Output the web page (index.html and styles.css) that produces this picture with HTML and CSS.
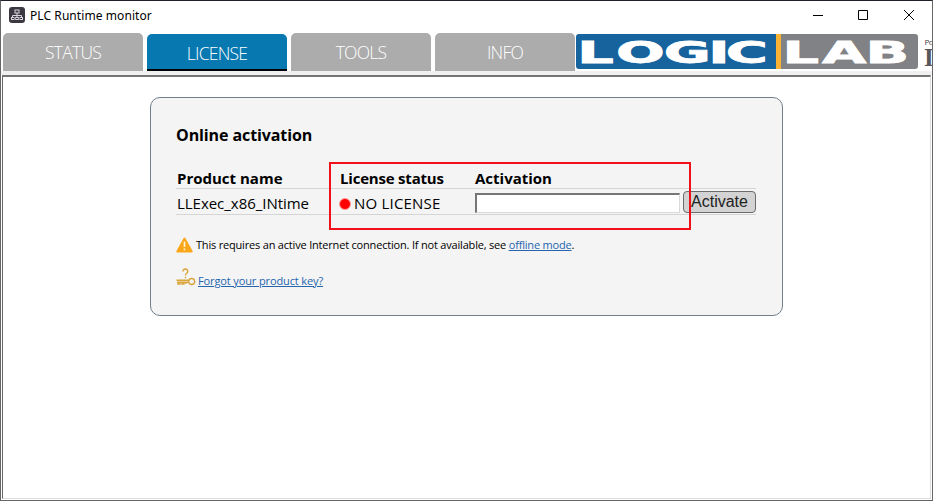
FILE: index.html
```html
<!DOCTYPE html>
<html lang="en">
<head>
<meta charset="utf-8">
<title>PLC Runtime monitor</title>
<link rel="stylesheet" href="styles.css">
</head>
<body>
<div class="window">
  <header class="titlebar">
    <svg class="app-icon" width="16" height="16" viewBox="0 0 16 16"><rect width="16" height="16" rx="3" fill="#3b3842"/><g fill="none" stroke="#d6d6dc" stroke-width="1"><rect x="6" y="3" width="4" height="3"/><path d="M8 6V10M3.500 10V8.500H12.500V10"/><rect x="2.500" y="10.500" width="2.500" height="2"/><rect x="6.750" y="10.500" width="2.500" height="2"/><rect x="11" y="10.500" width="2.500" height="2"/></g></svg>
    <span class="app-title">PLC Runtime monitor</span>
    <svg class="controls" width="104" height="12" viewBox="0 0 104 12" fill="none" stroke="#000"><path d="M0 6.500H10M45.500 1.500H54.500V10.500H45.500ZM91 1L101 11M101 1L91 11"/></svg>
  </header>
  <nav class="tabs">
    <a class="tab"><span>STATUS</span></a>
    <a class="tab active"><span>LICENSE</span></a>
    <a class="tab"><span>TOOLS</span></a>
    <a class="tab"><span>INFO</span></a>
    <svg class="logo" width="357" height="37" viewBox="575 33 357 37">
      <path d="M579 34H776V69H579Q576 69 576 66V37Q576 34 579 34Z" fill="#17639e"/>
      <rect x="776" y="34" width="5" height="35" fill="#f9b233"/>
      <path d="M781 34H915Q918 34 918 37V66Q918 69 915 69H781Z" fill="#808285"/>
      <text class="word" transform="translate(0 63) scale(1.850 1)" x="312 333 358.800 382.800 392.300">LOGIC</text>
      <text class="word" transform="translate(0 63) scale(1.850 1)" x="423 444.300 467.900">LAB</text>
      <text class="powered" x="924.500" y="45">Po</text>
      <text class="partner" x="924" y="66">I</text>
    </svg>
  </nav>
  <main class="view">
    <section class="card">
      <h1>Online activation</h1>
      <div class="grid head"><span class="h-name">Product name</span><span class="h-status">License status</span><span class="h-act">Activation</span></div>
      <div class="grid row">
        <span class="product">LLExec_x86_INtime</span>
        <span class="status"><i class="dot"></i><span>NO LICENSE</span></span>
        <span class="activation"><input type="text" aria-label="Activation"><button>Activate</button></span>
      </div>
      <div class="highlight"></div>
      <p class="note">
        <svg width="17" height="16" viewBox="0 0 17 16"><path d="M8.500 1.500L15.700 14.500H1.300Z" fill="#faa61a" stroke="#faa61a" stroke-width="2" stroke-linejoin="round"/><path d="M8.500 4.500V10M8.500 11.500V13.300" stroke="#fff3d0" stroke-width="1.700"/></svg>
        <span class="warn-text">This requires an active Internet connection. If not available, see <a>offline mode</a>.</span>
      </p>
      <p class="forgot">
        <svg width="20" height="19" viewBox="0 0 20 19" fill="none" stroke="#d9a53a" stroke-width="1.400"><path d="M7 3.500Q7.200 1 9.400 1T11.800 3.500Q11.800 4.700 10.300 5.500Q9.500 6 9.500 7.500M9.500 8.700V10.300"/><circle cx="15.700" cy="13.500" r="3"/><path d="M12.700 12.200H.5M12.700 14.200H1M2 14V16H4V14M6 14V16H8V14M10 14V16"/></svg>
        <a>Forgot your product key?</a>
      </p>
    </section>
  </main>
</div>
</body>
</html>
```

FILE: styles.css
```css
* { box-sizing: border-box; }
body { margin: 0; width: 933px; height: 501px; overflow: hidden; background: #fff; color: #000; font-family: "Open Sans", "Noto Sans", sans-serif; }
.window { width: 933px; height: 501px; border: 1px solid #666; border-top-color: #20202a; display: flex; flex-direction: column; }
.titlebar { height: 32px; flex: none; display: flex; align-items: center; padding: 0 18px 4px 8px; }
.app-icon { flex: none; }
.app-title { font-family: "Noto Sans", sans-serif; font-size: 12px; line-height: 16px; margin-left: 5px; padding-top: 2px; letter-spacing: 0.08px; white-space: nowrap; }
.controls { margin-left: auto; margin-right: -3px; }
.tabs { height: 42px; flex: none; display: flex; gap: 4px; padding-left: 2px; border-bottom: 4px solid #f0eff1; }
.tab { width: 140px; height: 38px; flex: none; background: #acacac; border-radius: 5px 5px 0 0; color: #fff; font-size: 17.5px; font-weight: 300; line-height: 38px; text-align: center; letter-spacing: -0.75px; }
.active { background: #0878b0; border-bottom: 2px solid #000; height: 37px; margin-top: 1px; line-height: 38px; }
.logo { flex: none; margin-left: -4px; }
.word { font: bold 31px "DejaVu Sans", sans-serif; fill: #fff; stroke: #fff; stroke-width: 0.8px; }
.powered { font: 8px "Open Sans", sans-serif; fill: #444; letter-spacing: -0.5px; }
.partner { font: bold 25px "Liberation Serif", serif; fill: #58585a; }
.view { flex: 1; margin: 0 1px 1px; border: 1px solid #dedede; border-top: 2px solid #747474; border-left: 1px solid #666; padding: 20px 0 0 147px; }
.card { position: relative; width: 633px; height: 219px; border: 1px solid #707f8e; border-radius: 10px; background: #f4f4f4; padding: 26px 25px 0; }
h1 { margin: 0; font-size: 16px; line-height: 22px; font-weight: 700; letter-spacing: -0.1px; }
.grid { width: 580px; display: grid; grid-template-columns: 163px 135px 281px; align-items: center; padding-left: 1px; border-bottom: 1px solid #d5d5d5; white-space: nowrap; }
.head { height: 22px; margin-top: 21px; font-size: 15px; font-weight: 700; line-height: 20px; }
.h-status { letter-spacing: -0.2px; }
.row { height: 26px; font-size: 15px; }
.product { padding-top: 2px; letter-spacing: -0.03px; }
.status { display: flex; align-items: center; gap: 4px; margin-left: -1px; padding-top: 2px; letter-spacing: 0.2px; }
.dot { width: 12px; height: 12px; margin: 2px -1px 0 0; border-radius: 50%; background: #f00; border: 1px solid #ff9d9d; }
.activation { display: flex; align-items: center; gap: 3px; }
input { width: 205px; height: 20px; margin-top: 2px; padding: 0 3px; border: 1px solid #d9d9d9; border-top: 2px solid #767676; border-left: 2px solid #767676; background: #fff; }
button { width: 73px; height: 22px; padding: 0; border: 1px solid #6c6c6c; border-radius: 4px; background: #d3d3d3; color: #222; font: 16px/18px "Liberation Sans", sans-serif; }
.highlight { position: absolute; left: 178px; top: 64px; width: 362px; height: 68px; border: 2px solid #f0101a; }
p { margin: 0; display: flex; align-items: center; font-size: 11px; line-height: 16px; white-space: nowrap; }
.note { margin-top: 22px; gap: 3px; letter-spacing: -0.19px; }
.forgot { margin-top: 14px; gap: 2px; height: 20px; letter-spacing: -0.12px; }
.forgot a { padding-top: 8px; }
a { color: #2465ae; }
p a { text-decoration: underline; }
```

=====

### GIVEN REQUEST
Please transcribe the material above exactly as written. Leave the pictures out.

### TASK OUTPUT
Output the web page (index.html and styles.css) that produces this picture with HTML and CSS.
FILE: index.html
```html
<!DOCTYPE html>
<html lang="en">
<head>
<meta charset="utf-8">
<title>PLC Runtime monitor</title>
<link rel="stylesheet" href="styles.css">
</head>
<body>
<div class="window">
  <header class="titlebar">
    <svg class="app-icon" width="16" height="16" viewBox="0 0 16 16"><rect width="16" height="16" rx="3" fill="#3b3842"/><g fill="none" stroke="#d6d6dc" stroke-width="1"><rect x="6" y="3" width="4" height="3"/><path d="M8 6V10M3.500 10V8.500H12.500V10"/><rect x="2.500" y="10.500" width="2.500" height="2"/><rect x="6.750" y="10.500" width="2.500" height="2"/><rect x="11" y="10.500" width="2.500" height="2"/></g></svg>
    <span class="app-title">PLC Runtime monitor</span>
    <svg class="controls" width="104" height="12" viewBox="0 0 104 12" fill="none" stroke="#000"><path d="M0 6.500H10M45.500 1.500H54.500V10.500H45.500ZM91 1L101 11M101 1L91 11"/></svg>
  </header>
  <nav class="tabs">
    <a class="tab"><span>STATUS</span></a>
    <a class="tab active"><span>LICENSE</span></a>
    <a class="tab"><span>TOOLS</span></a>
    <a class="tab"><span>INFO</span></a>
    <svg class="logo" width="357" height="37" viewBox="575 33 357 37">
      <path d="M579 34H776V69H579Q576 69 576 66V37Q576 34 579 34Z" fill="#17639e"/>
      <rect x="776" y="34" width="5" height="35" fill="#f9b233"/>
      <path d="M781 34H915Q918 34 918 37V66Q918 69 915 69H781Z" fill="#808285"/>
      <text class="word" transform="translate(0 63) scale(1.850 1)" x="312 333 358.800 382.800 392.300">LOGIC</text>
      <text class="word" transform="translate(0 63) scale(1.850 1)" x="423 444.300 467.900">LAB</text>
      <text class="powered" x="924.500" y="45">Po</text>
      <text class="partner" x="924" y="66">I</text>
    </svg>
  </nav>
  <main class="view">
    <section class="card">
      <h1>Online activation</h1>
      <div class="grid head"><span class="h-name">Product name</span><span class="h-status">License status</span><span class="h-act">Activation</span></div>
      <div class="grid row">
        <span class="product">LLExec_x86_INtime</span>
        <span class="status"><i class="dot"></i><span>NO LICENSE</span></span>
        <span class="activation"><input type="text" aria-label="Activation"><button>Activate</button></span>
      </div>
      <div class="highlight"></div>
      <p class="note">
        <svg width="17" height="16" viewBox="0 0 17 16"><path d="M8.500 1.500L15.700 14.500H1.300Z" fill="#faa61a" stroke="#faa61a" stroke-width="2" stroke-linejoin="round"/><path d="M8.500 4.500V10M8.500 11.500V13.300" stroke="#fff3d0" stroke-width="1.700"/></svg>
        <span class="warn-text">This requires an active Internet connection. If not available, see <a>offline mode</a>.</span>
      </p>
      <p class="forgot">
        <svg width="20" height="19" viewBox="0 0 20 19" fill="none" stroke="#d9a53a" stroke-width="1.400"><path d="M7 3.500Q7.200 1 9.400 1T11.800 3.500Q11.800 4.700 10.300 5.500Q9.500 6 9.500 7.500M9.500 8.700V10.300"/><circle cx="15.700" cy="13.500" r="3"/><path d="M12.700 12.200H.5M12.700 14.200H1M2 14V16H4V14M6 14V16H8V14M10 14V16"/></svg>
        <a>Forgot your product key?</a>
      </p>
    </section>
  </main>
</div>
</body>
</html>
```

FILE: styles.css
```css
* { box-sizing: border-box; }
body { margin: 0; width: 933px; height: 501px; overflow: hidden; background: #fff; color: #000; font-family: "Open Sans", "Noto Sans", sans-serif; }
.window { width: 933px; height: 501px; border: 1px solid #666; border-top-color: #20202a; display: flex; flex-direction: column; }
.titlebar { height: 32px; flex: none; display: flex; align-items: center; padding: 0 18px 4px 8px; }
.app-icon { flex: none; }
.app-title { font-family: "Noto Sans", sans-serif; font-size: 12px; line-height: 16px; margin-left: 5px; padding-top: 2px; letter-spacing: 0.08px; white-space: nowrap; }
.controls { margin-left: auto; margin-right: -3px; }
.tabs { height: 42px; flex: none; display: flex; gap: 4px; padding-left: 2px; border-bottom: 4px solid #f0eff1; }
.tab { width: 140px; height: 38px; flex: none; background: #acacac; border-radius: 5px 5px 0 0; color: #fff; font-size: 17.5px; font-weight: 300; line-height: 38px; text-align: center; letter-spacing: -0.75px; }
.active { background: #0878b0; border-bottom: 2px solid #000; height: 37px; margin-top: 1px; line-height: 38px; }
.logo { flex: none; margin-left: -4px; }
.word { font: bold 31px "DejaVu Sans", sans-serif; fill: #fff; stroke: #fff; stroke-width: 0.8px; }
.powered { font: 8px "Open Sans", sans-serif; fill: #444; letter-spacing: -0.5px; }
.partner { font: bold 25px "Liberation Serif", serif; fill: #58585a; }
.view { flex: 1; margin: 0 1px 1px; border: 1px solid #dedede; border-top: 2px solid #747474; border-left: 1px solid #666; padding: 20px 0 0 147px; }
.card { position: relative; width: 633px; height: 219px; border: 1px solid #707f8e; border-radius: 10px; background: #f4f4f4; padding: 26px 25px 0; }
h1 { margin: 0; font-size: 16px; line-height: 22px; font-weight: 700; letter-spacing: -0.1px; }
.grid { width: 580px; display: grid; grid-template-columns: 163px 135px 281px; align-items: center; padding-left: 1px; border-bottom: 1px solid #d5d5d5; white-space: nowrap; }
.head { height: 22px; margin-top: 21px; font-size: 15px; font-weight: 700; line-height: 20px; }
.h-status { letter-spacing: -0.2px; }
.row { height: 26px; font-size: 15px; }
.product { padding-top: 2px; letter-spacing: -0.03px; }
.status { display: flex; align-items: center; gap: 4px; margin-left: -1px; padding-top: 2px; letter-spacing: 0.2px; }
.dot { width: 12px; height: 12px; margin: 2px -1px 0 0; border-radius: 50%; background: #f00; border: 1px solid #ff9d9d; }
.activation { display: flex; align-items: center; gap: 3px; }
input { width: 205px; height: 20px; margin-top: 2px; padding: 0 3px; border: 1px solid #d9d9d9; border-top: 2px solid #767676; border-left: 2px solid #767676; background: #fff; }
button { width: 73px; height: 22px; padding: 0; border: 1px solid #6c6c6c; border-radius: 4px; background: #d3d3d3; color: #222; font: 16px/18px "Liberation Sans", sans-serif; }
.highlight { position: absolute; left: 178px; top: 64px; width: 362px; height: 68px; border: 2px solid #f0101a; }
p { margin: 0; display: flex; align-items: center; font-size: 11px; line-height: 16px; white-space: nowrap; }
.note { margin-top: 22px; gap: 3px; letter-spacing: -0.19px; }
.forgot { margin-top: 14px; gap: 2px; height: 20px; letter-spacing: -0.12px; }
.forgot a { padding-top: 8px; }
a { color: #2465ae; }
p a { text-decoration: underline; }
```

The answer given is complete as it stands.